Physiology of Emotion – How to Move On?

“I met a guy last night at a party. I didn’t let anything happen between us, even though I did like him. I just don’t want to be hurt,” a young woman said on her first appointment with me.

“You probably associate love with disappointment. When you think about love, you remember pain, sadness, anger, rage even – the baggage from a past relationship in which you were hurt.”

As we look at the world around us, we build models. The more information we get, the more opportunities we have to filter out our own. What we usually do in the end is to tell ourselves a story about what the outer world actually is. Every piece of information we take from our surroundings and process, invariably mirrors the events we have experienced and our emotional responses.

“It’s not only one guy, but a few have hurt me already. I won’t let that happen again.”

“You won’t prevent it either by restraining yourself from falling in love. Instead, you need to forgive the men you got involved with, and find out exactly what lesson you’ve been skipping stubbornly, only because you don’t want to learn it. You tend to repeat your mistakes again and again!”

“I find it very difficult to accept this spiritual concept. I’m a doctor, I only believe in physiology,” she said.

“We can do it your way, too. You know that the neurons igniting together stay connected. If you do something over and over again, the neurons establish a long-term connection. If you are angry or frustrated every day, if you suffer daily, you invite more suffering into your life! Every day you reconnect that neural network, which has already set up a long-term connection with the other neurons we call your identity. Likewise, you probably know that the neurons that do not ignite together are no longer connected either. Whenever you stop the thought process, there’s a chemical reaction in your body.

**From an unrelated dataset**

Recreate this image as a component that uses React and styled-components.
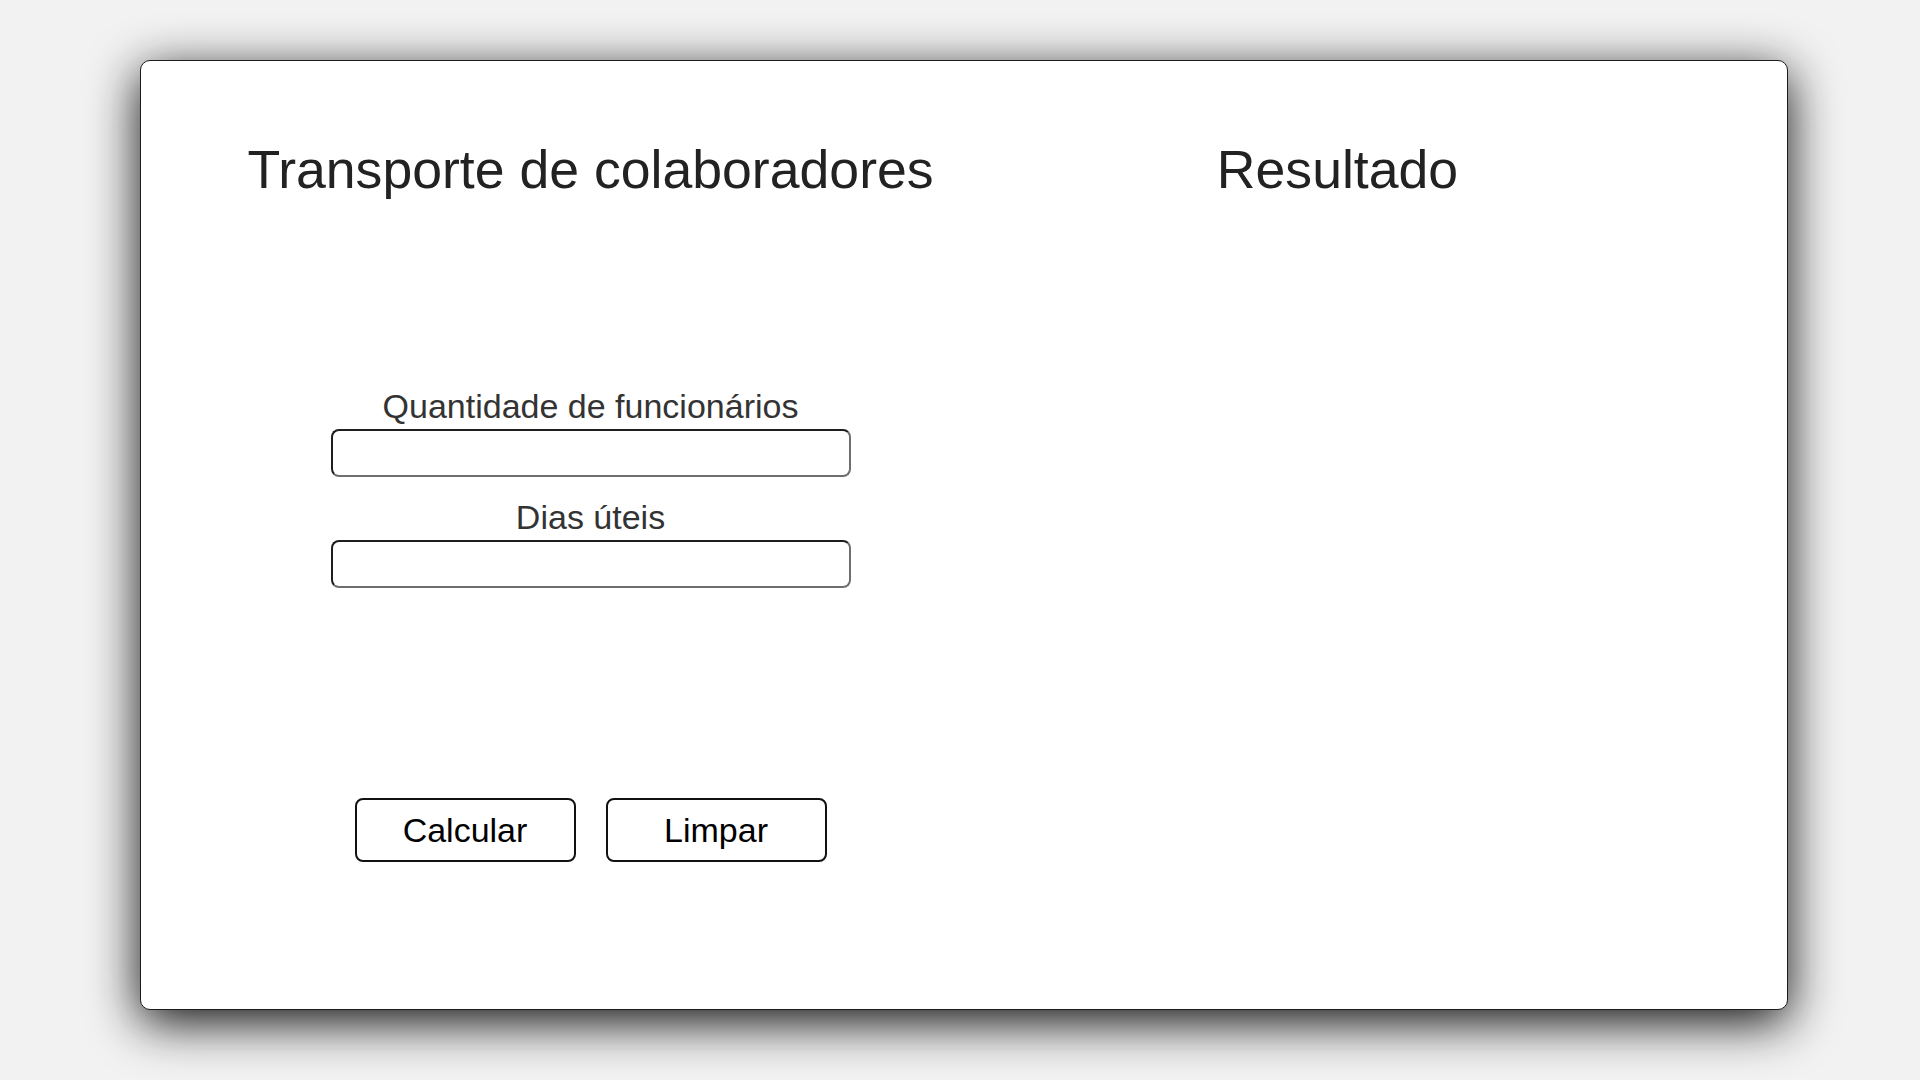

When you begin to notice it, you stop the process simply by not encouraging it. The perception alone triggers an automatic reaction, shutting down the autopilot in you, and because of that reaction we are no longer a corporeal and emotional person reacting automatically to the surroundings.”

“Does that mean that emotions are good or that emotions are bad?”

“You can’t look at emotions that way. Emotions are made to intensify our experience, so that we can store them in long-term memory. That’s why we have them. Every emotion is a holographic imprint of chemical matter. The most sophisticated pharmacy in the universe is right here, within.”

Part of the brain known as hypothalamus is a small mental factory. It’s the place where chemistry and emotions merge. The human body is essentially a carbon-based structure consisting of some 20 amino acids.

Our body is also a protein-making machine. It is in the hypothalamus that small chains of amino acids called peptides bond to create the neuropeptides or neurohormones that correspond with the emotional states we experience daily. More precisely, there are separate chemical compounds for anger, sadness and suffering. There is a chemical compound for lust, too! There is a compound corresponding with each and every emotion we experience. When we experience an emotional state in our body or in our brain, the hypothalamus immediately joins the peptides together and releases them into the blood through the pituitary gland, and from there to different centres in the body.

Each individual cell has its surface receptors. A peptide binds to a cell using a lock-and-key type of binding, staying attached to the membrane receptor. The chemical reaction “moves” the receptor, sending a signal to the cell, like a doorbell.

Each cell has billions of membrane receptors that merely receive information. The peptide attached to the receptor changes the cell in many ways. It triggers a series of biochemical events, some taking place in the nucleus. Every cell is definitely alive, and every cell has its own individual consciousness, if by “consciousness” we mean an observer’s viewpoint. There’s always the perspective of a cell. In fact, a cell is the smallest unit of consciousness in the body.

“As for your problem, you are either in an emotionally isolated place, or you act as though today is yesterday.”

“What do you mean?”

“You either shut down, or react overemotionally, because you’ve shifted to an earlier reality and cannot function as an integrated whole. You push yourself into the situations that will meet the biochemical requirements of your body cells, creating the circumstances that echo your internal, chemical needs you are not aware of.”

“Can we, please, get back to that spiritual concept of yours – physiology seems to be way too complicated for me.”

“To begin with, forgive all your emotional partners. Don’t worry about what they need to account for, just settle your own accounts.”

“How do I do that?”

“Imagine your ex-boyfriends on a mental screen, one after another. Than you tell them this:

Everything that happened between us is part of a journey we had to travel, learning our lessons. I forgive you for everything that made me angry. If in any way I made you feel bad, please, do forgive me. Live your life in peace and serenity, as I will live mine. Thank you for the good times you gave me.

In the end, add these words, if you feel that they are close to your heart: With Divine Love I am serene and joyful in every aspect of my emotional life.”

When you are drowning, it doesn’t really matter who’s to blame, but only how to survive. Take off the bondage pulling you to the bottom. Whenever you don’t know how to do it, forgiveness is the key.

Anger is just a cup of caustic soda on an empty stomach!